Un modèle entrepreneurial
L’entité innovation de rupture doit repenser son propre modèle. Elle doit se considérer comme un incubateur d’activités, et elle doit concevoir celles-ci de bout en bout. Si son innovation est en conformité avec le modèle d’affaires (innovation dite continue), alors elle pourra s’appuyer sur le réseau de distribution actuel. Si, en revanche, l’innovation est en rupture, elle doit concevoir un nouveau modèle d’affaires et déterminer ce qui peut être partagé avec le modèle actuel (par exemple, une plateforme SI) et ce qui doit être différencié.
En somme, l’entité est là pour concevoir de nouveaux modèles d’affaires, pas juste jouer avec de nouvelles technologies. Son modèle doit être celui de l’entrepreneuriat, pas de la R&D.
—
Ne pas mettre la charrue avant les boeufs !
Une innovation est totalement inutile si elle ne répond pas à un besoin. C’est l’analyse du nouveau besoin (même s’il doit être créé) qui doit dicter l’innovation. Créer un « bizinginiomètre à ressort » et son magnifique prototype est inutile si personne ne l’achète.
le probleme c est que le besoin pour une invetion de rupture n est jamais exprimé clairement voire dans certains cas, on va vous dire que ca ne sert a rien. Nokia ne croyait pas aux smartphones, Bill Gates & Microsoft ne croyait pas au potentiel d internet …

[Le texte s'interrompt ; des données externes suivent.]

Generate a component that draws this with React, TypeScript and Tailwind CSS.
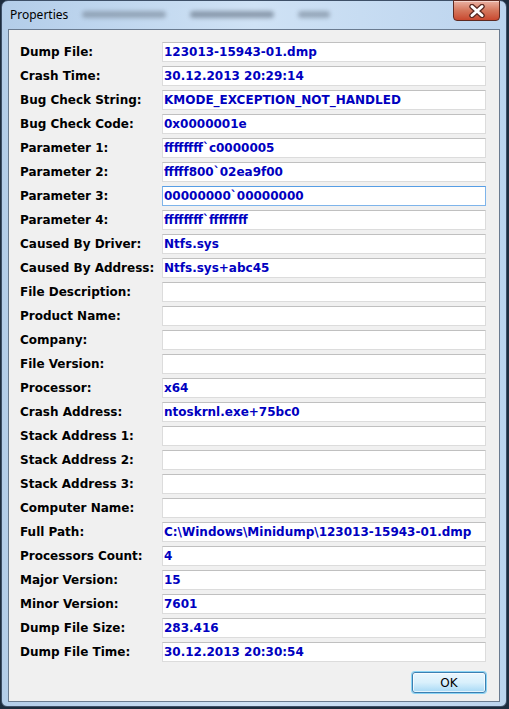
import React from "react";

const rows: [string, string][] = [
  ["Dump File:", "123013-15943-01.dmp"],
  ["Crash Time:", "30.12.2013 20:29:14"],
  ["Bug Check String:", "KMODE_EXCEPTION_NOT_HANDLED"],
  ["Bug Check Code:", "0x0000001e"],
  ["Parameter 1:", "ffffffff`c0000005"],
  ["Parameter 2:", "fffff800`02ea9f00"],
  ["Parameter 3:", "00000000`00000000"],
  ["Parameter 4:", "ffffffff`ffffffff"],
  ["Caused By Driver:", "Ntfs.sys"],
  ["Caused By Address:", "Ntfs.sys+abc45"],
  ["File Description:", ""],
  ["Product Name:", ""],
  ["Company:", ""],
  ["File Version:", ""],
  ["Processor:", "x64"],
  ["Crash Address:", "ntoskrnl.exe+75bc0"],
  ["Stack Address 1:", ""],
  ["Stack Address 2:", ""],
  ["Stack Address 3:", ""],
  ["Computer Name:", ""],
  ["Full Path:", "C:\\Windows\\Minidump\\123013-15943-01.dmp"],
  ["Processors Count:", "4"],
  ["Major Version:", "15"],
  ["Minor Version:", "7601"],
  ["Dump File Size:", "283.416"],
  ["Dump File Time:", "30.12.2013 20:30:54"],
];

export default function App() {
  return (
    <div className="w-[509px] h-[709px] bg-[#1d2c3e] overflow-hidden">
      <div className="ml-[1px] w-[506px] h-[707px] rounded-t-[7px] rounded-b-[6px] border border-[#3e5068] bg-gradient-to-r from-[#b3cde9] via-[#cfe2f5] to-[#bcd4ee] flex flex-col px-[6px] pb-[4px]">
        {/* Title bar */}
        <div className="h-[28px] flex items-start relative">
          <div className="pt-[6px] pl-[2px] text-[12px] leading-[16px] text-black" style={{ fontFamily: '"Noto Sans", "Open Sans", sans-serif' }}>
            Properties
          </div>
          <div className="ml-[14px] mt-[10px] flex gap-[24px] opacity-70">
            <div className="w-[84px] h-[7px] rounded-full bg-[#8090a2] blur-[2px]" />
            <div className="w-[84px] h-[7px] rounded-full bg-[#6f7e90] blur-[2px]" />
            <div className="w-[32px] h-[7px] rounded-full bg-[#8090a2] blur-[2px]" />
          </div>
          <div className="absolute right-[0px] top-[-1px] w-[47px] h-[21px] rounded-b-[4px] border border-[#5e2a22] bg-gradient-to-b from-[#eab2a4] via-[#d4765c] to-[#c8472e] flex items-center justify-center shadow-[inset_0_1px_0_rgba(255,255,255,0.45)]">
            <svg width="18" height="14" viewBox="0 0 18 14">
              <path d="M4 2.5 L14 11.5 M14 2.5 L4 11.5" stroke="#5a2a22" strokeWidth="5.5" strokeLinecap="round" />
              <path d="M4 2.5 L14 11.5 M14 2.5 L4 11.5" stroke="#ffffff" strokeWidth="3" strokeLinecap="round" />
            </svg>
          </div>
        </div>
        {/* Client area */}
        <div className="flex-1 border border-[#6a7b90] bg-[#f0f0f0] flex flex-col pl-[11px] pr-[13px] pt-[12px]">
          <div className="grid grid-cols-[142px_1fr] gap-y-[4px]">
            {rows.map(([label, value], i) => (
              <React.Fragment key={label}>
                <div
                  className="h-[20px] flex items-center text-[12px] font-bold text-black whitespace-nowrap"
                  style={{ fontFamily: '"DejaVu Sans", Verdana, sans-serif' }}
                >
                  {label}
                </div>
                <div
                  className={
                    i === 6
                      ? "h-[20px] flex items-center bg-white border border-[#7eb4ea] border-t-[#569de5] pl-[1px] text-[12px] font-bold text-[#0000c0] whitespace-nowrap overflow-hidden"
                      : "h-[20px] flex items-center bg-white border border-[#dcdcdc] border-t-[#c0c0c0] pl-[1px] text-[12px] font-bold text-[#0000c0] whitespace-nowrap overflow-hidden"
                  }
                  style={{ fontFamily: '"DejaVu Sans", Verdana, sans-serif' }}
                >
                  {value}
                </div>
              </React.Fragment>
            ))}
          </div>
          <div className="flex justify-end mt-[10px]">
            <button
              className="w-[74px] h-[21px] rounded-[3px] border border-[#3c7fb1] bg-gradient-to-b from-[#eaf6fd] via-[#d9f0fc] to-[#a7d9f5] shadow-[0_0_0_1px_#8ad4f5,inset_0_0_0_1px_rgba(255,255,255,0.7)] text-[12px] text-black flex items-center justify-center"
              style={{ fontFamily: '"DejaVu Sans", Verdana, sans-serif' }}
            >
              OK
            </button>
          </div>
        </div>
      </div>
    </div>
  );
}
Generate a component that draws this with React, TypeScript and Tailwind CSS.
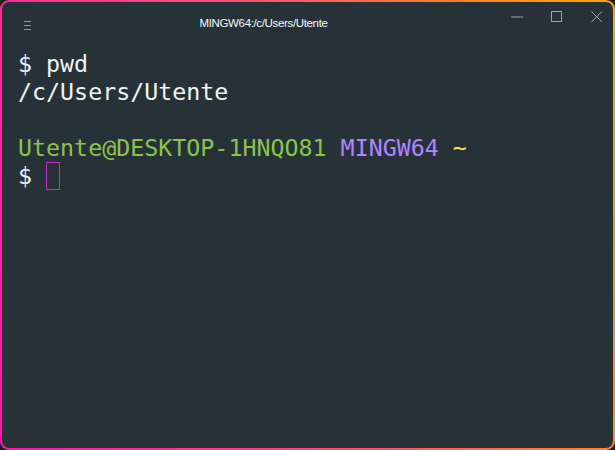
import React from 'react';

const mono = { fontFamily: '"DejaVu Sans Mono", monospace' };

export default function App() {
  return (
    <div className="w-[615px] h-[450px] bg-[#1b1b1b]">
      <div className="w-full h-full rounded-[9px] p-[2px] bg-[linear-gradient(72deg,#ff14ae_0%,#ff4f70_50%,#ffa600_100%)]">
        <div className="w-full h-full rounded-[7px] bg-[#263238] flex flex-col overflow-hidden">
          {/* title bar */}
          <div className="h-[44px] flex items-center shrink-0">
            <div className="w-[46px] flex justify-center pl-[6px] pt-[2px]">
              <svg width="8" height="10" viewBox="0 0 8 10">
                <path d="M0 1.5h7M0 5.5h7M0 9.5h7" stroke="#8c979c" strokeWidth="1" />
              </svg>
            </div>
            <div className="flex-1 text-center text-[11.5px] text-[#f4fbff] font-['Liberation_Sans',sans-serif] tracking-[-0.35px]">
              MINGW64:/c/Users/Utente
            </div>
            <div className="w-[138px] flex justify-end self-start h-[30px] items-center mr-[-4px]">
              <div className="w-[40px] flex justify-center">
                <svg width="12" height="2" viewBox="0 0 12 2">
                  <path d="M0 1h12" stroke="#9aa3a7" strokeWidth="1" />
                </svg>
              </div>
              <div className="w-[40px] flex justify-center">
                <svg width="12" height="12" viewBox="0 0 12 12">
                  <rect x="0.5" y="0.5" width="10" height="10" fill="none" stroke="#9aa3a7" strokeWidth="1" />
                </svg>
              </div>
              <div className="w-[40px] flex justify-center">
                <svg width="12" height="12" viewBox="0 0 12 12">
                  <path d="M0.5 0.5L11 11M11 0.5L0.5 11" stroke="#9aa3a7" strokeWidth="1" />
                </svg>
              </div>
            </div>
          </div>
          {/* terminal */}
          <div className="pl-[16px] pt-[4px] text-[23.3px] leading-[28px] text-[#eef4f4] whitespace-pre" style={mono}>
            <div>$ pwd</div>
            <div>/c/Users/Utente</div>
            <div>&nbsp;</div>
            <div>
              <span className="text-[#8bc34a]">Utente@DESKTOP-1HNQO81 </span>
              <span className="text-[#b184ff]">MINGW64 </span>
              <span className="text-[#ffe34f]">~</span>
            </div>
            <div className="flex items-center">
              <span>$ </span>
              <span className="inline-block w-[14px] h-[28px] border border-[#c32fc3]" />
            </div>
          </div>
        </div>
      </div>
    </div>
  );
}
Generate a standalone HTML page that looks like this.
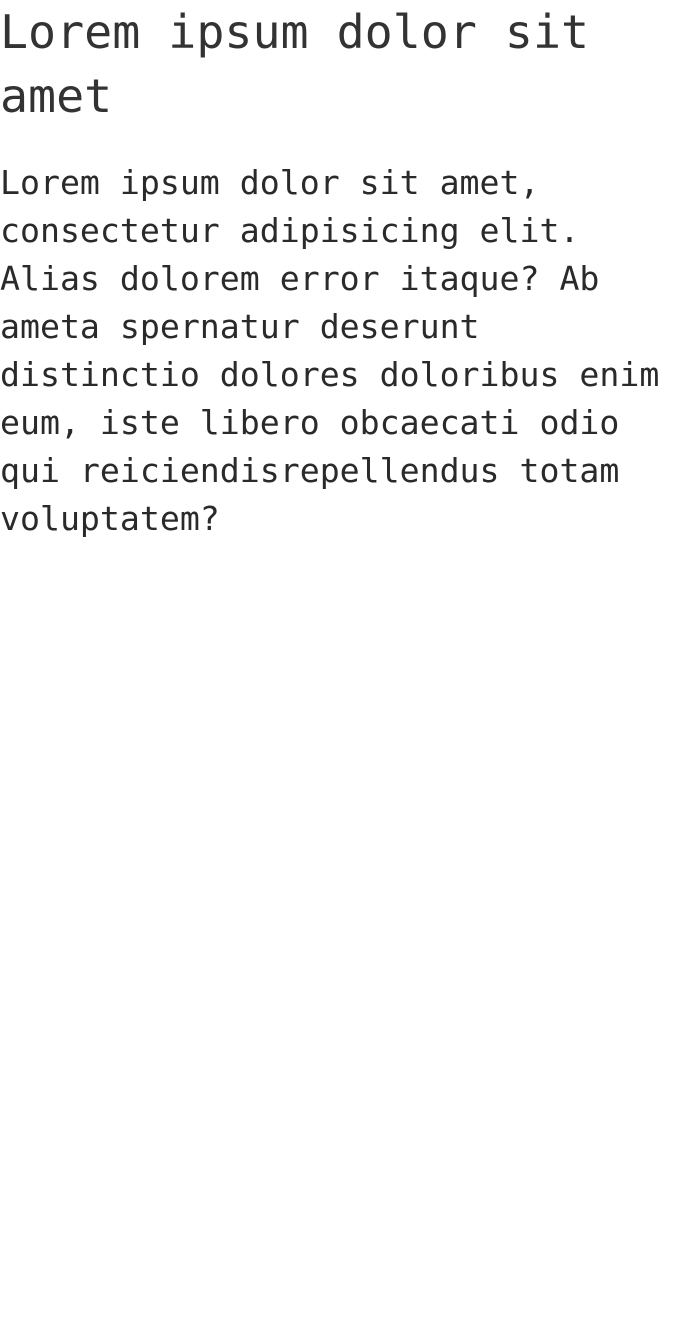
<!DOCTYPE html>
<html>
<head>
<meta charset="utf-8">
<style>
html,body{margin:0;padding:0;background:#fff;}
body{width:686px;height:1334px;overflow:hidden;color:#333;font-family:"DejaVu Sans Mono","Liberation Mono",monospace;}
h1{margin:0;font-weight:normal;font-size:46.6px;line-height:64px;white-space:nowrap;}
p{margin:31px 0 0;font-size:33.2px;line-height:48px;white-space:nowrap;color:#2a2a2a;}
</style>
</head>
<body>
<h1>Lorem ipsum dolor sit<br>amet</h1>
<p>Lorem ipsum dolor sit amet,<br>consectetur adipisicing elit.<br>Alias dolorem error itaque? Ab<br>ameta spernatur deserunt<br>distinctio dolores doloribus enim<br>eum, iste libero obcaecati odio<br>qui reiciendisrepellendus totam<br>voluptatem?</p>
</body>
</html>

L’apparition du Frigidaire est une invention liée à un besoin, comme la machine à laver le linge, la machine à vapeur, la machine à tisser, etc. Si Nokia n’a pas cru aux smartphones, c’est une erreur de marketing. Et Nokia aurait créé le smartphone, son marketing ne l’aurait pas vendu.
Bill Gates croyait au PC portable, c’est pourquoi il a développé son 1er logiciel (qui ne s’appelait pas encore Windows) pour IBM. Mais IBM n’y croyait pas : il a laissé ainsi à Bill Gates les sources de son développement (ce qui ne se fait jamais quand on croit au produit).